Short exercise:
For the listing underneath, give the count of lines containing the string "this" and nothing further.

══════════════════════════════

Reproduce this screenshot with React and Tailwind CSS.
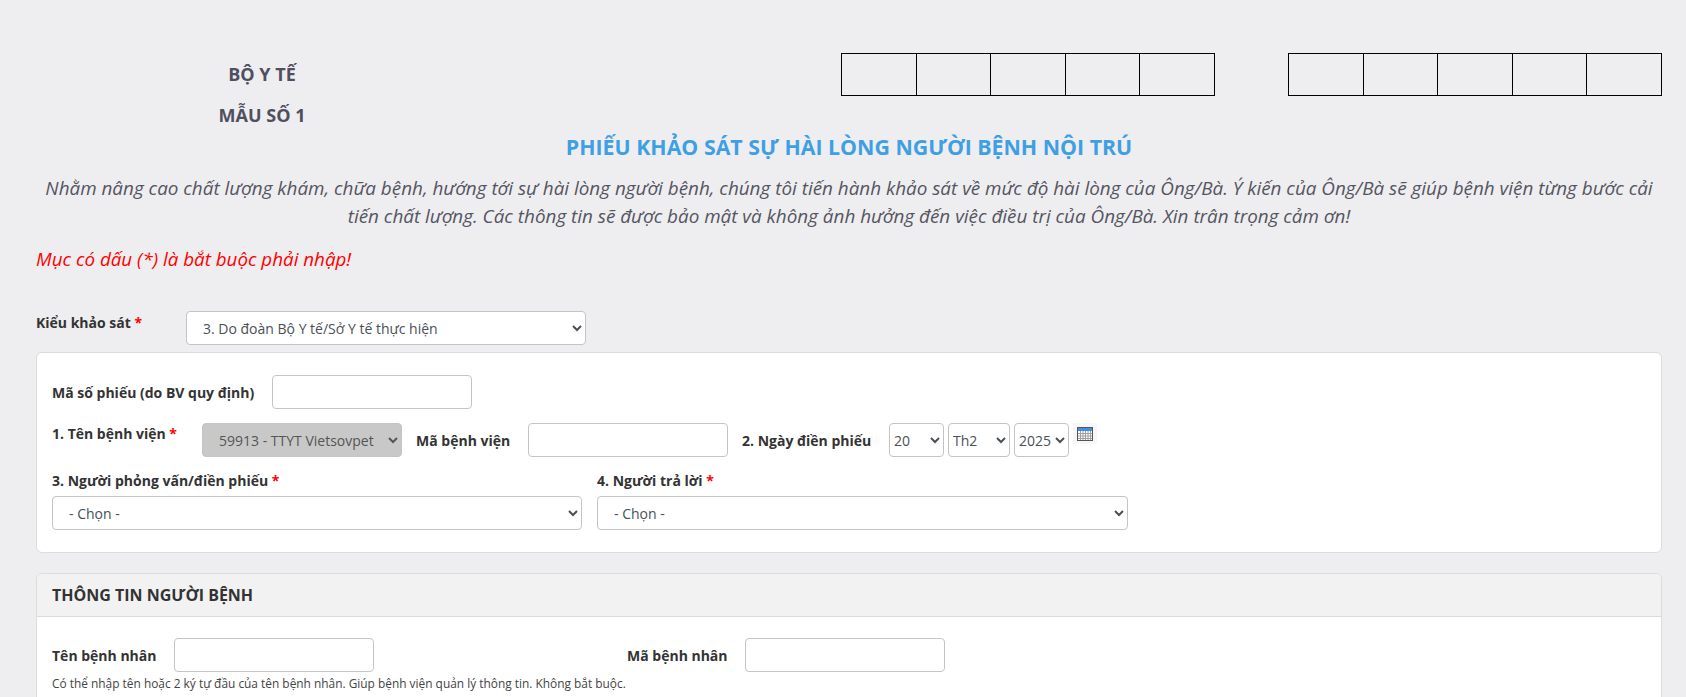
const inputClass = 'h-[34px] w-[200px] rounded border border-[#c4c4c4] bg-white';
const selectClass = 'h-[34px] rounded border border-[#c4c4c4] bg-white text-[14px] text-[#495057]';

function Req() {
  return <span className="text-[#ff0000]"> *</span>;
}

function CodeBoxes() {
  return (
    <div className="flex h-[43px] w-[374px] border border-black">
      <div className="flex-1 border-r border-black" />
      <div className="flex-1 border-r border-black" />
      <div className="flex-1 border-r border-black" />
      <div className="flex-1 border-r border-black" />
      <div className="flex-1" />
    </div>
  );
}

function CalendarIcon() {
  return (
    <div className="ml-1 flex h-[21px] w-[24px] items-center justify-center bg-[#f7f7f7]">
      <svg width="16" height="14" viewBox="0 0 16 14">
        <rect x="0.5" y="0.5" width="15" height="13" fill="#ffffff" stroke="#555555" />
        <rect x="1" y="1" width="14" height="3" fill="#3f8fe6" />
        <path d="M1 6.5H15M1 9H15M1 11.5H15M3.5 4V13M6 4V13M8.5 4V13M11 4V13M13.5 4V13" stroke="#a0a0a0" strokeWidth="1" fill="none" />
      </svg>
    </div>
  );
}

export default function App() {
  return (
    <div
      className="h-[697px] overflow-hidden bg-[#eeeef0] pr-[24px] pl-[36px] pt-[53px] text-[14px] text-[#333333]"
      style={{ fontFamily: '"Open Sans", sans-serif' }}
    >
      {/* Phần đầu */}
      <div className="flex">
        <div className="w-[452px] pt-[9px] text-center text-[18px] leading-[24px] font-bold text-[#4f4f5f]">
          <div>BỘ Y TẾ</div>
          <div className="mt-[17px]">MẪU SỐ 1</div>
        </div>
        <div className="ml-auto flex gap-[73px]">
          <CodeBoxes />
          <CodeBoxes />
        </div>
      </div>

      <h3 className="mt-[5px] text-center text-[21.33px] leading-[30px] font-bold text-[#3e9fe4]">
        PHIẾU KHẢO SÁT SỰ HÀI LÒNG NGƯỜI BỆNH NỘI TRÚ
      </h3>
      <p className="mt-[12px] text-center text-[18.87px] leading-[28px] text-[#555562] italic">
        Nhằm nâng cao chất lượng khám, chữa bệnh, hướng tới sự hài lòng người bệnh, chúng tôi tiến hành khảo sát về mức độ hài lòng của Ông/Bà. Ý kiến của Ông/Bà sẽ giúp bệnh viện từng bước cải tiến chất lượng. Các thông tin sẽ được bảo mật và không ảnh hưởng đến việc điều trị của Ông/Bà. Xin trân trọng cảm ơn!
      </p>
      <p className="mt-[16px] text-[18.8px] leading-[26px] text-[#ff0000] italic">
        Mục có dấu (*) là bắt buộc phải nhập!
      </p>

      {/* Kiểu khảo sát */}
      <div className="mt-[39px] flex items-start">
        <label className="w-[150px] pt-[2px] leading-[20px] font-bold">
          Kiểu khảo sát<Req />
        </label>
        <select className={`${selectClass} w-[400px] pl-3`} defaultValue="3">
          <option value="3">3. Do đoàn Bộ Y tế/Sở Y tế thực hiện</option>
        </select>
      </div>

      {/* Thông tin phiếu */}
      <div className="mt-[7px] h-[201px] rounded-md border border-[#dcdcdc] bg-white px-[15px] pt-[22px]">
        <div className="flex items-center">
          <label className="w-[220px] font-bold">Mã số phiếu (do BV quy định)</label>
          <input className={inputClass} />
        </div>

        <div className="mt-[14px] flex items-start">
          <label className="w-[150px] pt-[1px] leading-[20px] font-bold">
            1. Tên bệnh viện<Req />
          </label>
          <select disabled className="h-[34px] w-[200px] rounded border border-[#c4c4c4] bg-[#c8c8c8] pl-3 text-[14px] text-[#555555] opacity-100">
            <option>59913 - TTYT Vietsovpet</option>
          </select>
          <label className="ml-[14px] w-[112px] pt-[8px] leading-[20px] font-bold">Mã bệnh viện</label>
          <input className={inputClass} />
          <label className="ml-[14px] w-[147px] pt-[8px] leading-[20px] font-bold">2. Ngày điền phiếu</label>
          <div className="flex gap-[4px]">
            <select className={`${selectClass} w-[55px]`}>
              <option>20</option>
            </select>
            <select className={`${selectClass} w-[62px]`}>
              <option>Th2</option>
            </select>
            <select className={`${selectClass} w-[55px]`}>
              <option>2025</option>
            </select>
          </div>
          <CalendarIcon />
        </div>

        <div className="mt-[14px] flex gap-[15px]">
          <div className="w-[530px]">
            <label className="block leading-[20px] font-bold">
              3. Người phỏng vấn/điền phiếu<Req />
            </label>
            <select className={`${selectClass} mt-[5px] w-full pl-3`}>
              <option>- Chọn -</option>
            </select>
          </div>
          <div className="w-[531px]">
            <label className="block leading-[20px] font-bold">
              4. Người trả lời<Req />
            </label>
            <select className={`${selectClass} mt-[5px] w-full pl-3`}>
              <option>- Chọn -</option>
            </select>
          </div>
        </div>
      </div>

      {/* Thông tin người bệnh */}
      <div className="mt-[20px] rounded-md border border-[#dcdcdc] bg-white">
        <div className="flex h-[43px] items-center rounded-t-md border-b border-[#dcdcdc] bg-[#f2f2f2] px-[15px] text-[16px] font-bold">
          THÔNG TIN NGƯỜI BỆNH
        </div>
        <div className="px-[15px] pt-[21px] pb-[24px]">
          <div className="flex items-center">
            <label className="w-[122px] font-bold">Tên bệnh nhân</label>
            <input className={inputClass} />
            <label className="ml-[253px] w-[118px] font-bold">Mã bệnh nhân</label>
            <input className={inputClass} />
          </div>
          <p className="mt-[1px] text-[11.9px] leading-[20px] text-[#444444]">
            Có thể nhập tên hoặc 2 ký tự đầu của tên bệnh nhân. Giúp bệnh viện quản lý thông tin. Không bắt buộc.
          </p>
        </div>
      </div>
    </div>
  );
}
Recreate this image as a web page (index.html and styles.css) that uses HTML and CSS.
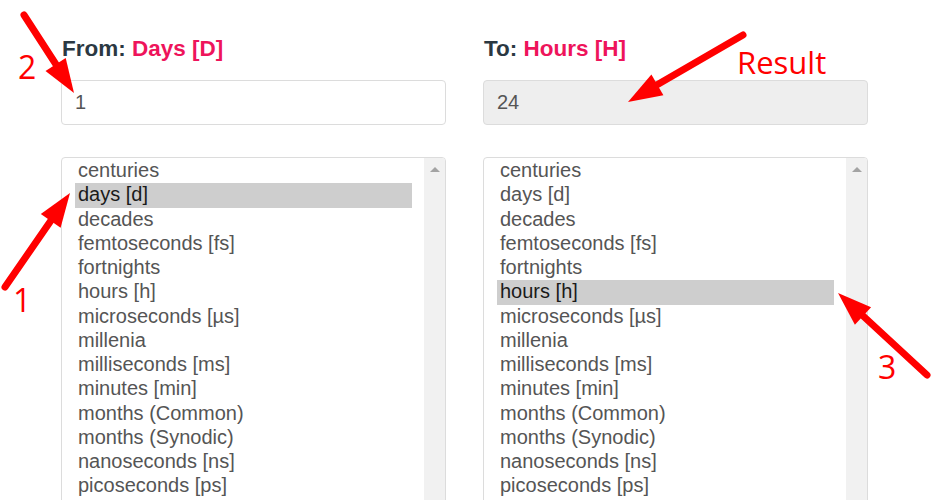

══════════════════════════════

Full solution:
2